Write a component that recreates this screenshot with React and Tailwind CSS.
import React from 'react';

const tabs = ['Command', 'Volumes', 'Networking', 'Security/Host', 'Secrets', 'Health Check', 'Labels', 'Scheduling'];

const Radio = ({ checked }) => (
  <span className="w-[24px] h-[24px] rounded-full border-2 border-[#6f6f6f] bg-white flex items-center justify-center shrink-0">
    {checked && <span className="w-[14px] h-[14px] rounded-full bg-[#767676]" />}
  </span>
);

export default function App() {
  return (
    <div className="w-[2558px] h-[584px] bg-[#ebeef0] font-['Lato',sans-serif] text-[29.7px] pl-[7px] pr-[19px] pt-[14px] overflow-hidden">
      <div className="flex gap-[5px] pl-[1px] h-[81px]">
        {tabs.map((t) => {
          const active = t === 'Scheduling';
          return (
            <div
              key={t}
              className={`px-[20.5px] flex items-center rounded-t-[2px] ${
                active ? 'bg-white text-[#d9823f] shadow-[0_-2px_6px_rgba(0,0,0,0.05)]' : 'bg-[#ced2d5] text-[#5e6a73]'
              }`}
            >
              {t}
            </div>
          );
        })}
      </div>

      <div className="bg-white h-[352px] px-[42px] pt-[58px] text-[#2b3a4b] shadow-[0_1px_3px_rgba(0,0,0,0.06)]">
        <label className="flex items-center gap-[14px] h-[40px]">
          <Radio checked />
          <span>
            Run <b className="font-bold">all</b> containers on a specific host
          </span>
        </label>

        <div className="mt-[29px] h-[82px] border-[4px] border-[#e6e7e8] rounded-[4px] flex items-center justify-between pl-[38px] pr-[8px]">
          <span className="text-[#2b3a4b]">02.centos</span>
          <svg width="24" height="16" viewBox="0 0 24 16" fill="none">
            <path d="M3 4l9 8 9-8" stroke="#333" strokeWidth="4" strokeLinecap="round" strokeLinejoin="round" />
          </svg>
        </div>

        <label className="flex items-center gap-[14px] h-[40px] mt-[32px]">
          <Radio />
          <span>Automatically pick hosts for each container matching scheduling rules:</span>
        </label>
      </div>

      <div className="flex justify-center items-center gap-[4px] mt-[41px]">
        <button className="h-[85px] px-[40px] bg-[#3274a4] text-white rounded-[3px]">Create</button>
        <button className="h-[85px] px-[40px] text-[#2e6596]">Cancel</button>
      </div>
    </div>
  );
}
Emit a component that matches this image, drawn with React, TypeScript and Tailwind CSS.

****

▶ _WORK REQUIRED_:
Above are the records; retype every one exactly.

▶ _ANSWER BELOW_:
Write a component that recreates this screenshot with React and Tailwind CSS.
import React from 'react';

const tabs = ['Command', 'Volumes', 'Networking', 'Security/Host', 'Secrets', 'Health Check', 'Labels', 'Scheduling'];

const Radio = ({ checked }) => (
  <span className="w-[24px] h-[24px] rounded-full border-2 border-[#6f6f6f] bg-white flex items-center justify-center shrink-0">
    {checked && <span className="w-[14px] h-[14px] rounded-full bg-[#767676]" />}
  </span>
);

export default function App() {
  return (
    <div className="w-[2558px] h-[584px] bg-[#ebeef0] font-['Lato',sans-serif] text-[29.7px] pl-[7px] pr-[19px] pt-[14px] overflow-hidden">
      <div className="flex gap-[5px] pl-[1px] h-[81px]">
        {tabs.map((t) => {
          const active = t === 'Scheduling';
          return (
            <div
              key={t}
              className={`px-[20.5px] flex items-center rounded-t-[2px] ${
                active ? 'bg-white text-[#d9823f] shadow-[0_-2px_6px_rgba(0,0,0,0.05)]' : 'bg-[#ced2d5] text-[#5e6a73]'
              }`}
            >
              {t}
            </div>
          );
        })}
      </div>

      <div className="bg-white h-[352px] px-[42px] pt-[58px] text-[#2b3a4b] shadow-[0_1px_3px_rgba(0,0,0,0.06)]">
        <label className="flex items-center gap-[14px] h-[40px]">
          <Radio checked />
          <span>
            Run <b className="font-bold">all</b> containers on a specific host
          </span>
        </label>

        <div className="mt-[29px] h-[82px] border-[4px] border-[#e6e7e8] rounded-[4px] flex items-center justify-between pl-[38px] pr-[8px]">
          <span className="text-[#2b3a4b]">02.centos</span>
          <svg width="24" height="16" viewBox="0 0 24 16" fill="none">
            <path d="M3 4l9 8 9-8" stroke="#333" strokeWidth="4" strokeLinecap="round" strokeLinejoin="round" />
          </svg>
        </div>

        <label className="flex items-center gap-[14px] h-[40px] mt-[32px]">
          <Radio />
          <span>Automatically pick hosts for each container matching scheduling rules:</span>
        </label>
      </div>

      <div className="flex justify-center items-center gap-[4px] mt-[41px]">
        <button className="h-[85px] px-[40px] bg-[#3274a4] text-white rounded-[3px]">Create</button>
        <button className="h-[85px] px-[40px] text-[#2e6596]">Cancel</button>
      </div>
    </div>
  );
}
Emit a component that matches this image, drawn with React, TypeScript and Tailwind CSS.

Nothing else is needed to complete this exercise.